Exercise details » Copy all of the material exactly. Pictures are not to appear in the copy.

Collected data »
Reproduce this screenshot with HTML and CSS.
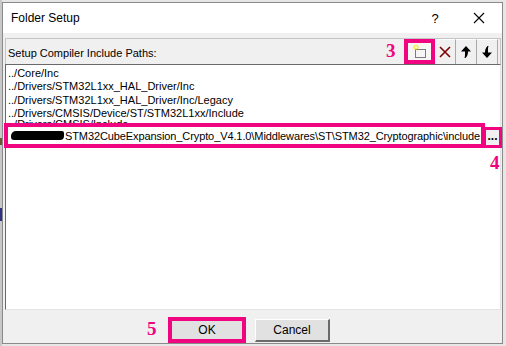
FILE: index.html
```html
<!DOCTYPE html>
<html>
<head>
<meta charset="utf-8">
<link rel="stylesheet" href="styles.css">
</head>
<body>
<div class="bg-strip"></div>
<div class="dialog">
  <div class="titlebar">
    <span class="title">Folder Setup</span>
    <span class="help">?</span>
    <span class="close">
      <svg width="12" height="12" viewBox="0 0 12 12"><path d="M1 1L11 11M11 1L1 11" stroke="#000" stroke-width="1.1"/></svg>
    </span>
  </div>
  <div class="content">
    <div class="header">
      <span class="label">Setup Compiler Include Paths:</span>
      <span class="num num3">3</span>
      <div class="tools">
        <div class="hl">
          <div class="tbtn">
            <svg width="16" height="16" viewBox="0 0 16 16">
              <rect x="3.5" y="5.5" width="10" height="8" fill="none" stroke="#000" stroke-dasharray="1 1"/>
              <path d="M4 0.5V6M1.2 3.2H6.8M2 1.2L6 5.2M6 1.2L2 5.2" stroke="#f5e600" stroke-width="1"/>
              <rect x="3" y="2.5" width="2" height="1.5" fill="#fff"/>
            </svg>
          </div>
        </div>
        <div class="tbtn">
          <svg width="14" height="14" viewBox="0 0 14 14"><path d="M2 2L12 12M12 2L2 12" stroke="#800000" stroke-width="1.6"/></svg>
        </div>
        <div class="tbtn">
          <svg width="12" height="14" viewBox="0 0 12 14"><path d="M6 1L11 6.5H8C8 9 7.5 11 5.5 13H4.5C5.2 11 5 9 5 6.5H1Z" fill="#000"/></svg>
        </div>
        <div class="tbtn">
          <svg width="12" height="14" viewBox="0 0 12 14"><path d="M6 13L11 7.5H7C7 5 6.8 3 7.5 1H6.5C4.5 3 4 5 4 7.5H1Z" fill="#000"/></svg>
        </div>
      </div>
    </div>
    <div class="list">
      <div class="item">../Core/Inc</div>
      <div class="item">../Drivers/STM32L1xx_HAL_Driver/Inc</div>
      <div class="item">../Drivers/STM32L1xx_HAL_Driver/Inc/Legacy</div>
      <div class="item">../Drivers/CMSIS/Device/ST/STM32L1xx/Include</div>
      <div class="item item5">../Drivers/CMSIS/Include</div>
      <div class="edit"><span class="blob"></span><span class="etext">STM32CubeExpansion_Crypto_V4.1.0\Middlewares\ST\STM32_Cryptographic\include</span></div>
      <div class="browse">...</div>
      <span class="num num4">4</span>
    </div>
    <div class="footer">
      <span class="num num5">5</span>
      <div class="okhl"><div class="btn ok">OK</div></div>
      <div class="btn cancel">Cancel</div>
    </div>
  </div>
</div>
</body>
</html>
```

FILE: styles.css
```css
html, body {
  margin: 0;
  padding: 0;
}
body {
  width: 506px;
  height: 346px;
  overflow: hidden;
  background: #e6e6e6;
  position: relative;
  font-family: "Liberation Sans", Arial, sans-serif;
}
.bg-strip {
  position: absolute;
  left: 0;
  top: 0;
  width: 2px;
  height: 346px;
  background: linear-gradient(#c8c8c8 0 40%, #6a5a30 40% 42%, #c8c8c8 42% 60%, #303080 60% 64%, #c8c8c8 64%);
}
.dialog {
  position: relative;
  margin: 2px 0 0 2px;
  width: 501px;
  height: 342px;
  box-sizing: border-box;
  border: 1px solid #8a8a8a;
  background: #f0f0f0;
  display: flex;
  flex-direction: column;
}
.titlebar {
  flex: none;
  height: 30px;
  background: #fff;
  display: flex;
  align-items: center;
  font-size: 12px;
  color: #000;
}
.title {
  margin-left: 8px;
  flex: 1;
}
.help {
  width: 14px;
  text-align: center;
  margin-right: 31px;
  font-size: 13px;
}
.close {
  width: 12px;
  height: 12px;
  margin-right: 17px;
  display: flex;
}
.content {
  padding: 5px 1px 0 2px;
  display: flex;
  flex-direction: column;
  flex: none;
}
.header {
  flex: none;
  position: relative;
  height: 26px;
  box-sizing: border-box;
  border: 1px solid #c4c4c4;
  border-bottom: none;
  display: flex;
  align-items: center;
  font-size: 11px;
}
.label {
  flex: 1;
  padding-left: 2px;
  position: relative;
  top: 1px;
}
.tools {
  display: flex;
  align-items: stretch;
  height: 25px;
  margin-right: 2px;
}
.hl {
  border: 4px solid #f0047f;
  display: flex;
  box-sizing: border-box;
  width: 31px;
}
.hl .tbtn {
  flex: 1;
  border: none;
  background: #f6f6f6;
}
.tbtn {
  width: 21px;
  box-sizing: border-box;
  border-right: 1px solid #a8a8a8;
  border-top: 1px solid #fff;
  display: flex;
  align-items: center;
  justify-content: center;
  background: #f0f0f0;
}
.list {
  flex: none;
  position: relative;
  height: 246px;
  box-sizing: border-box;
  background: #fff;
  border-top: 1px solid #696969;
  border-left: 1px solid #696969;
  border-right: 1px solid #e3e3e3;
  border-bottom: 1px solid #e3e3e3;
  padding: 2px 0 0 2px;
  font-size: 11px;
  color: #000;
}
.item {
  height: 13.4px;
  line-height: 13.4px;
  white-space: nowrap;
}
.item5 {
  margin-top: -3px;
}
.edit {
  position: absolute;
  left: -2px;
  top: 58px;
  width: 481px;
  height: 25px;
  box-sizing: border-box;
  border: 4px solid #f0047f;
  background: #fff;
  display: flex;
  align-items: center;
  padding-left: 3px;
  white-space: nowrap;
  overflow: hidden;
}
.blob {
  display: inline-block;
  width: 53px;
  height: 9px;
  background: #000;
  border-radius: 5px 2px 4px 3px;
  margin-right: 1px;
  flex: none;
}
.etext {
  letter-spacing: -0.1px;
}
.browse {
  position: absolute;
  left: 477px;
  top: 62px;
  width: 19px;
  height: 21px;
  box-sizing: border-box;
  border: 3px solid #f0047f;
  background: #f0f0f0;
  font-weight: bold;
  font-size: 12px;
  text-align: center;
  line-height: 12px;
}
.num {
  position: absolute;
  color: #f0047f;
  font-family: "Liberation Serif", "Times New Roman", serif;
  font-weight: bold;
  font-size: 19px;
  line-height: 19px;
}
.num3 {
  left: 380px;
  top: 2px;
}
.num4 {
  left: 484px;
  top: 88px;
}
.num5 {
  left: 142px;
  top: 9px;
}
.footer {
  flex: none;
  position: relative;
  display: flex;
  padding-top: 7px;
  padding-left: 163px;
  gap: 9px;
  align-items: flex-start;
}
.okhl {
  border: 4px solid #f0047f;
  display: flex;
}
.btn {
  height: 22px;
  box-sizing: border-box;
  background: #e1e1e1;
  border: 1px solid #adadad;
  font-size: 12px;
  display: flex;
  align-items: center;
  justify-content: center;
}
.ok {
  width: 70px;
  height: 18px;
  border-color: #e1e1e1;
}
.cancel {
  width: 75px;
  height: 23px;
  margin-top: 2px;
  border-right: 2px solid #6a6a6a;
  border-bottom: 2px solid #6a6a6a;
  border-left: 1px solid #fff;
  border-top: 1px solid #fff;
}
```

Output for this task »
Reproduce this screenshot with HTML and CSS.
FILE: index.html
```html
<!DOCTYPE html>
<html>
<head>
<meta charset="utf-8">
<link rel="stylesheet" href="styles.css">
</head>
<body>
<div class="bg-strip"></div>
<div class="dialog">
  <div class="titlebar">
    <span class="title">Folder Setup</span>
    <span class="help">?</span>
    <span class="close">
      <svg width="12" height="12" viewBox="0 0 12 12"><path d="M1 1L11 11M11 1L1 11" stroke="#000" stroke-width="1.1"/></svg>
    </span>
  </div>
  <div class="content">
    <div class="header">
      <span class="label">Setup Compiler Include Paths:</span>
      <span class="num num3">3</span>
      <div class="tools">
        <div class="hl">
          <div class="tbtn">
            <svg width="16" height="16" viewBox="0 0 16 16">
              <rect x="3.5" y="5.5" width="10" height="8" fill="none" stroke="#000" stroke-dasharray="1 1"/>
              <path d="M4 0.5V6M1.2 3.2H6.8M2 1.2L6 5.2M6 1.2L2 5.2" stroke="#f5e600" stroke-width="1"/>
              <rect x="3" y="2.5" width="2" height="1.5" fill="#fff"/>
            </svg>
          </div>
        </div>
        <div class="tbtn">
          <svg width="14" height="14" viewBox="0 0 14 14"><path d="M2 2L12 12M12 2L2 12" stroke="#800000" stroke-width="1.6"/></svg>
        </div>
        <div class="tbtn">
          <svg width="12" height="14" viewBox="0 0 12 14"><path d="M6 1L11 6.5H8C8 9 7.5 11 5.5 13H4.5C5.2 11 5 9 5 6.5H1Z" fill="#000"/></svg>
        </div>
        <div class="tbtn">
          <svg width="12" height="14" viewBox="0 0 12 14"><path d="M6 13L11 7.5H7C7 5 6.8 3 7.5 1H6.5C4.5 3 4 5 4 7.5H1Z" fill="#000"/></svg>
        </div>
      </div>
    </div>
    <div class="list">
      <div class="item">../Core/Inc</div>
      <div class="item">../Drivers/STM32L1xx_HAL_Driver/Inc</div>
      <div class="item">../Drivers/STM32L1xx_HAL_Driver/Inc/Legacy</div>
      <div class="item">../Drivers/CMSIS/Device/ST/STM32L1xx/Include</div>
      <div class="item item5">../Drivers/CMSIS/Include</div>
      <div class="edit"><span class="blob"></span><span class="etext">STM32CubeExpansion_Crypto_V4.1.0\Middlewares\ST\STM32_Cryptographic\include</span></div>
      <div class="browse">...</div>
      <span class="num num4">4</span>
    </div>
    <div class="footer">
      <span class="num num5">5</span>
      <div class="okhl"><div class="btn ok">OK</div></div>
      <div class="btn cancel">Cancel</div>
    </div>
  </div>
</div>
</body>
</html>
```

FILE: styles.css
```css
html, body {
  margin: 0;
  padding: 0;
}
body {
  width: 506px;
  height: 346px;
  overflow: hidden;
  background: #e6e6e6;
  position: relative;
  font-family: "Liberation Sans", Arial, sans-serif;
}
.bg-strip {
  position: absolute;
  left: 0;
  top: 0;
  width: 2px;
  height: 346px;
  background: linear-gradient(#c8c8c8 0 40%, #6a5a30 40% 42%, #c8c8c8 42% 60%, #303080 60% 64%, #c8c8c8 64%);
}
.dialog {
  position: relative;
  margin: 2px 0 0 2px;
  width: 501px;
  height: 342px;
  box-sizing: border-box;
  border: 1px solid #8a8a8a;
  background: #f0f0f0;
  display: flex;
  flex-direction: column;
}
.titlebar {
  flex: none;
  height: 30px;
  background: #fff;
  display: flex;
  align-items: center;
  font-size: 12px;
  color: #000;
}
.title {
  margin-left: 8px;
  flex: 1;
}
.help {
  width: 14px;
  text-align: center;
  margin-right: 31px;
  font-size: 13px;
}
.close {
  width: 12px;
  height: 12px;
  margin-right: 17px;
  display: flex;
}
.content {
  padding: 5px 1px 0 2px;
  display: flex;
  flex-direction: column;
  flex: none;
}
.header {
  flex: none;
  position: relative;
  height: 26px;
  box-sizing: border-box;
  border: 1px solid #c4c4c4;
  border-bottom: none;
  display: flex;
  align-items: center;
  font-size: 11px;
}
.label {
  flex: 1;
  padding-left: 2px;
  position: relative;
  top: 1px;
}
.tools {
  display: flex;
  align-items: stretch;
  height: 25px;
  margin-right: 2px;
}
.hl {
  border: 4px solid #f0047f;
  display: flex;
  box-sizing: border-box;
  width: 31px;
}
.hl .tbtn {
  flex: 1;
  border: none;
  background: #f6f6f6;
}
.tbtn {
  width: 21px;
  box-sizing: border-box;
  border-right: 1px solid #a8a8a8;
  border-top: 1px solid #fff;
  display: flex;
  align-items: center;
  justify-content: center;
  background: #f0f0f0;
}
.list {
  flex: none;
  position: relative;
  height: 246px;
  box-sizing: border-box;
  background: #fff;
  border-top: 1px solid #696969;
  border-left: 1px solid #696969;
  border-right: 1px solid #e3e3e3;
  border-bottom: 1px solid #e3e3e3;
  padding: 2px 0 0 2px;
  font-size: 11px;
  color: #000;
}
.item {
  height: 13.4px;
  line-height: 13.4px;
  white-space: nowrap;
}
.item5 {
  margin-top: -3px;
}
.edit {
  position: absolute;
  left: -2px;
  top: 58px;
  width: 481px;
  height: 25px;
  box-sizing: border-box;
  border: 4px solid #f0047f;
  background: #fff;
  display: flex;
  align-items: center;
  padding-left: 3px;
  white-space: nowrap;
  overflow: hidden;
}
.blob {
  display: inline-block;
  width: 53px;
  height: 9px;
  background: #000;
  border-radius: 5px 2px 4px 3px;
  margin-right: 1px;
  flex: none;
}
.etext {
  letter-spacing: -0.1px;
}
.browse {
  position: absolute;
  left: 477px;
  top: 62px;
  width: 19px;
  height: 21px;
  box-sizing: border-box;
  border: 3px solid #f0047f;
  background: #f0f0f0;
  font-weight: bold;
  font-size: 12px;
  text-align: center;
  line-height: 12px;
}
.num {
  position: absolute;
  color: #f0047f;
  font-family: "Liberation Serif", "Times New Roman", serif;
  font-weight: bold;
  font-size: 19px;
  line-height: 19px;
}
.num3 {
  left: 380px;
  top: 2px;
}
.num4 {
  left: 484px;
  top: 88px;
}
.num5 {
  left: 142px;
  top: 9px;
}
.footer {
  flex: none;
  position: relative;
  display: flex;
  padding-top: 7px;
  padding-left: 163px;
  gap: 9px;
  align-items: flex-start;
}
.okhl {
  border: 4px solid #f0047f;
  display: flex;
}
.btn {
  height: 22px;
  box-sizing: border-box;
  background: #e1e1e1;
  border: 1px solid #adadad;
  font-size: 12px;
  display: flex;
  align-items: center;
  justify-content: center;
}
.ok {
  width: 70px;
  height: 18px;
  border-color: #e1e1e1;
}
.cancel {
  width: 75px;
  height: 23px;
  margin-top: 2px;
  border-right: 2px solid #6a6a6a;
  border-bottom: 2px solid #6a6a6a;
  border-left: 1px solid #fff;
  border-top: 1px solid #fff;
}
```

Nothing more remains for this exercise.